TEL AVIV, Israel — Israeli police allegedly used sophisticated spyware against a key witness in the corruption trial of former Israeli Prime Minister Benjamin Netanyahu, Israeli media reported, jolting the trial and shining a light on a contentious Israeli-developed surveillance tool.
Netanyahu is in the midst of a lengthy corruption trial over charges of fraud, breach of trust and accepting bribes in three separate cases. In the initial report by Israeli Channel 13 last week, police were said to have used spyware to collect information off the witness’ phone without first obtaining authorization, sparking an uproar.
Netanyahu’s lawyers have demanded answers from the state about what was gathered and how. The report has reenergized Netanyahu’s supporters, who have long seen the trial as part of a conspiracy to topple the polarizing former leader. Even Netanyahu’s political opponents are outraged.
“This is an earthquake that would justify a governmental commission of inquiry,” Cabinet Minister Tamar Zandberg, who sits in the coalition that ousted Netanyahu last year, told Israeli Army Radio Sunday. That the spyware was likely Israeli-developed was a “point of shame,” she said.
Amnon Lord, a columnist at the pro-Netanyahu Israel Hayom daily, called for a mistrial.
The witness whose phone was reportedly hacked, Shlomo Filber, is expected to testify in the coming days and Netanyahu’s lawyers are expected to request a delay to his testimony. It remains unclear whether any of the evidence allegedly gathered was used against Netanyahu.
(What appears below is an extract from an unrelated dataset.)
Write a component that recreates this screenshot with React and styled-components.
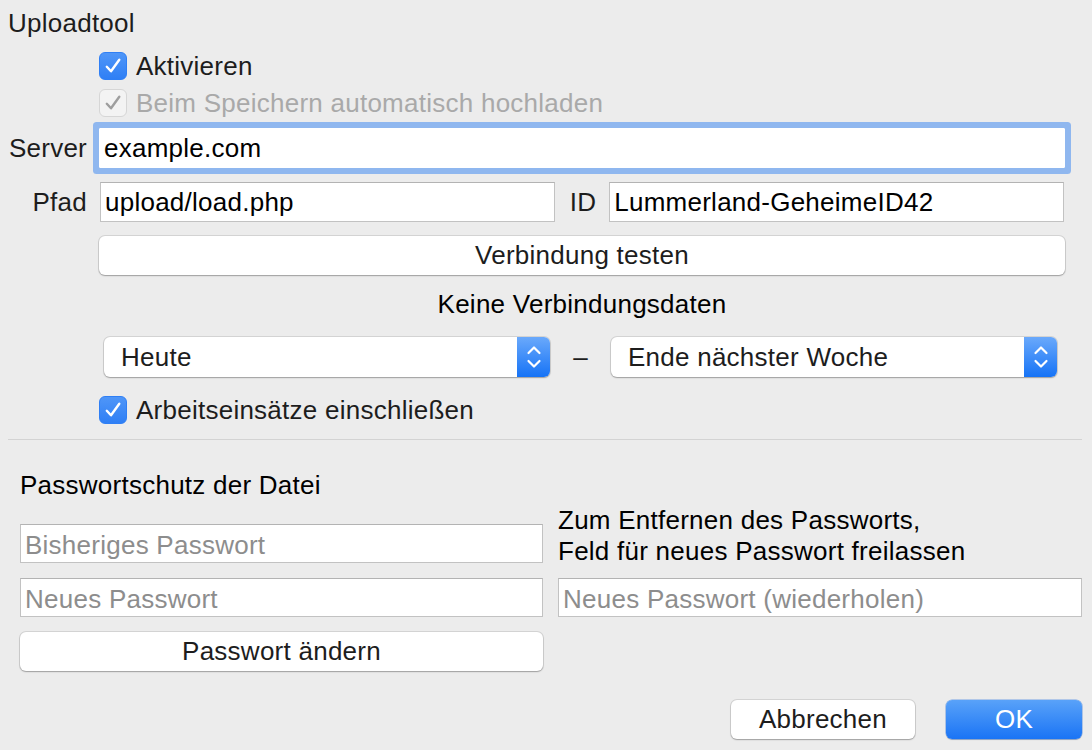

Police, as well as a lawyer for Netanyahu, did not respond to a request for comment. Israel’s Justice Ministry declined to comment. State prosecutors have told Netanyahu’s lawyers that they are “thoroughly examining” the reports, according to internal communications seen by The Associated Press.
The report comes after Israeli newspaper Calcalist reported that Israeli police tracked targets without proper authorization. Last week, Israel’s national police force said it had found evidence pointing to improper use of the spyware by its own investigators to snoop on Israeli citizens’ phones. The revelations shocked Israelis and prompted condemnations from across the political spectrum.
Authorities have not said which spyware might have been improperly used.
But the Calcalist report said at least some of the cases involved the Israeli company NSO.
NSO is Israel’s best-known maker of offensive cyberware, but it is far from the only one. Its flagship product, Pegasus, allows operators to seamlessly infiltrate a target’s mobile phone and gain access to the device’s contents, including messages and contacts, as well as location history.
NSO has faced mounting scrutiny over Pegasus, which has been linked to snooping on human rights activists, journalists and politicians across the globe in countries such as Saudi Arabia and the United Arab Emirates.
NSO says all of its sales are approved by Israel’s Defense Ministry. Such sales have reportedly played a key role in Israel’s development of ties with Arab states in the Gulf.
Aluf Benn, editor of the Haaretz daily, said it was a surprising twist that Netanyahu was now portraying himself as a victim.
“What an irony: The man who leveraged Pegasus for foreign-policy gains now believes he lost his domestic power on account of the spyware,” he wrote.